Retail Choice Coming to Lubbock
TAC’s unanimous endorsement of the combo ballot resulted in approval of a change to the retail market guide (RMGRR176) that lays out the processes Lubbock Power & Light must use when it begins offering customers their choice of electric providers March 4.
Oncor’s Debbie McKeever, chair of the Retail Market Subcommittee, told the committee that more than two dozen electric retailers are preparing to offer plans in LP&L’s service territory.
The municipal utility is migrating the final 30% of its load from SPP to ERCOT by Dec. 11. LP&L first announced its intention to join ERCOT’s competitive market in 2015. Texas regulators approved the transition in 2018. (See Six Years in the Making: LP&L Migrates Load to ERCOT.)
The combo ballot included three other NPRRs that, if approved by the board and the PUC, would:
-
- NPRR1181: Require qualified scheduling entities representing coal or lignite resources to submit to ERCOT a seasonal declaration of coal and lignite inventory levels and to notify ERCOT when the inventories drop below target and critical-level protocols.

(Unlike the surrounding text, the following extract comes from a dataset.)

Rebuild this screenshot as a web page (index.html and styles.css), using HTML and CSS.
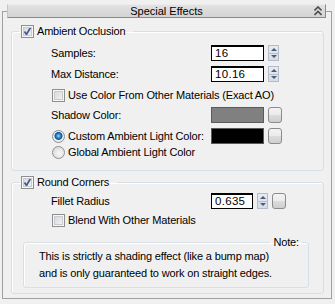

- NPRR1201: Reduce exposure from resettlements and default uplift invoices for historical operating days by limiting resettlement timelines due to errors that are discovered and a market notice is provided to the market within one year after the operating day. This limit does not apply to alternative dispute resolution resettlements, a procedure for return of settlement funds or a board-directed resettlement addressing unusual circumstances.
- NPRR1204: Implement the state-of-charge (SOC) concepts necessary for awareness, accounting and monitoring energy storage resources’ SOC within the RTC+B project.